The TL Ultralight TL-3000 Sirius is a conventional single engine high wing ultralight and light-sport aircraft seating two side-by-side. It was designed and is produced in the Czech Republic.

==Design and development==
The Sirius programme was announced early in 2007 and an unflown prototype or mock-up appeared at Aero '07 that year. Development continued into 2010 before it was ready for production.

The TL-3000 is a mostly composite aircraft with a carbon fibre wing and glass- and carbon-fibre fuselage. It shares many components with its TL-2000 Sting low wing stablemate. The high wing has a constant chord centre section and tapered outer panels with downturned tips and is braced to the lower fuselage with a pair of forward-leaning lift struts. The fin is swept, with a wide dorsal fillet, and carries a horn-balanced rudder. The tapered, mass-balanced elevators are set at mid-fuselage.
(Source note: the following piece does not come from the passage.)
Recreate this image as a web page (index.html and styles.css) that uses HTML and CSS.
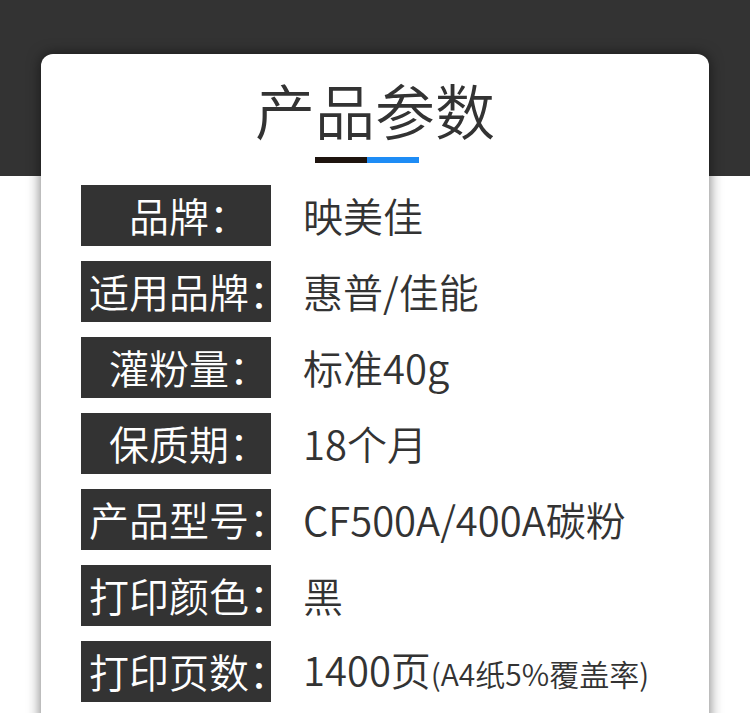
FILE: index.html
```html
<!DOCTYPE html>
<html lang="zh-CN">
<head>
<meta charset="utf-8">
<title>产品参数</title>
<link rel="stylesheet" href="styles.css">
</head>
<body>
<div class="card">
  <h1 class="title">产品参数</h1>
  <div class="bar"><span class="bar-dark"></span><span class="bar-blue"></span></div>
  <div class="rows">
    <div class="row"><div class="label"><span>品牌：</span></div><div class="value">映美佳</div></div>
    <div class="row"><div class="label"><span>适用品牌：</span></div><div class="value">惠普/佳能</div></div>
    <div class="row"><div class="label"><span>灌粉量：</span></div><div class="value">标准40g</div></div>
    <div class="row"><div class="label"><span>保质期：</span></div><div class="value">18个月</div></div>
    <div class="row"><div class="label"><span>产品型号：</span></div><div class="value">CF500A/400A碳粉</div></div>
    <div class="row"><div class="label"><span>打印颜色：</span></div><div class="value">黑</div></div>
    <div class="row"><div class="label"><span>打印页数：</span></div><div class="value">1400页<small class="note">(A4纸5%覆盖率)</small></div></div>
  </div>
</div>
</body>
</html>
```
FILE: styles.css
```css
html, body {
  margin: 0;
  padding: 0;
}
body {
  background: linear-gradient(#333333 0, #333333 176px, #ffffff 176px);
  font-family: "Noto Sans CJK SC", "Noto Sans", sans-serif;
  color: #333333;
  overflow: hidden;
  height: 713px;
}
.card {
  margin: 54px 41px 0;
  background: #ffffff;
  border-radius: 12px;
  box-shadow: 0 0 14px rgba(0, 0, 0, 0.55);
  padding: 22px 40px 40px;
  min-height: 620px;
}
.title {
  margin: 0;
  text-align: center;
  font-size: 60px;
  font-weight: 350;
  line-height: 66px;
  color: #333333;
}
.bar {
  display: flex;
  justify-content: center;
  margin: 15px 16px 0 0;
  height: 6px;
}
.bar-dark {
  width: 52px;
  background: #1e140e;
}
.bar-blue {
  width: 52px;
  background: #1e8cf5;
}
.rows {
  display: flex;
  flex-direction: column;
  gap: 15px;
  margin-top: 22px;
}
.row {
  display: flex;
  align-items: center;
  gap: 32px;
  height: 61px;
}
.label {
  box-sizing: border-box;
  width: 190px;
  height: 61px;
  padding-left: 26px;
  display: flex;
  justify-content: center;
  align-items: center;
  background: #333333;
  color: #ffffff;
  font-size: 40px;
  font-weight: 350;
  line-height: 61px;
  white-space: nowrap;
  flex-shrink: 0;
}
.label span {
  flex-shrink: 0;
}
.value {
  font-size: 40px;
  font-weight: 350;
  line-height: 61px;
  color: #333333;
  white-space: nowrap;
}
.note {
  font-size: 30px;
}
```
The underwing cabin of the Sirius has a single piece windscreen, glazed side doors, rear side windows and an upper rear transparency. A choice of flat four engines offers either the 59.6 kW (80 hp) Rotax 912UL or the 73.5 kW (98.6 hp) Rotax 912 ULS. The Sirius is fitted with a fixed tricycle undercarriage with mainwheels fuselage mounted on composite cantilever spring legs. The nosewheel is steerable and the mainwheels have brakes; all wheels are almost completely enclosed in spats. The company has also developed a float installation for the TL-3000 to allow water operations.
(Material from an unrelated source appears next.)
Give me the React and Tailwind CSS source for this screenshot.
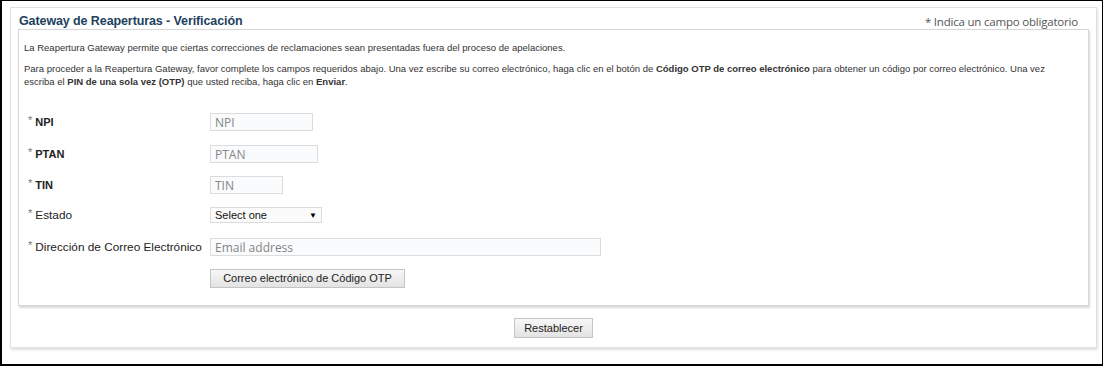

The Sirus first flew on 21 May 2008 but the prototype was lost in a fatal accident in July.

The design has been accepted by the US Federal Aviation Administration as an approved special light-sport aircraft.

==Operational history==
The Sirius was designed to fit into both the European ultralight and U.S. LSA categories. Twenty-two aircraft had been sold by September 2010 to customers in Angola, Australia, the Netherlands, New Zealand, Norway and the United States. Only four appeared on the European (Russia excluded) civil aircraft registers in mid-2010, three in the Czech Republic and one in Norway.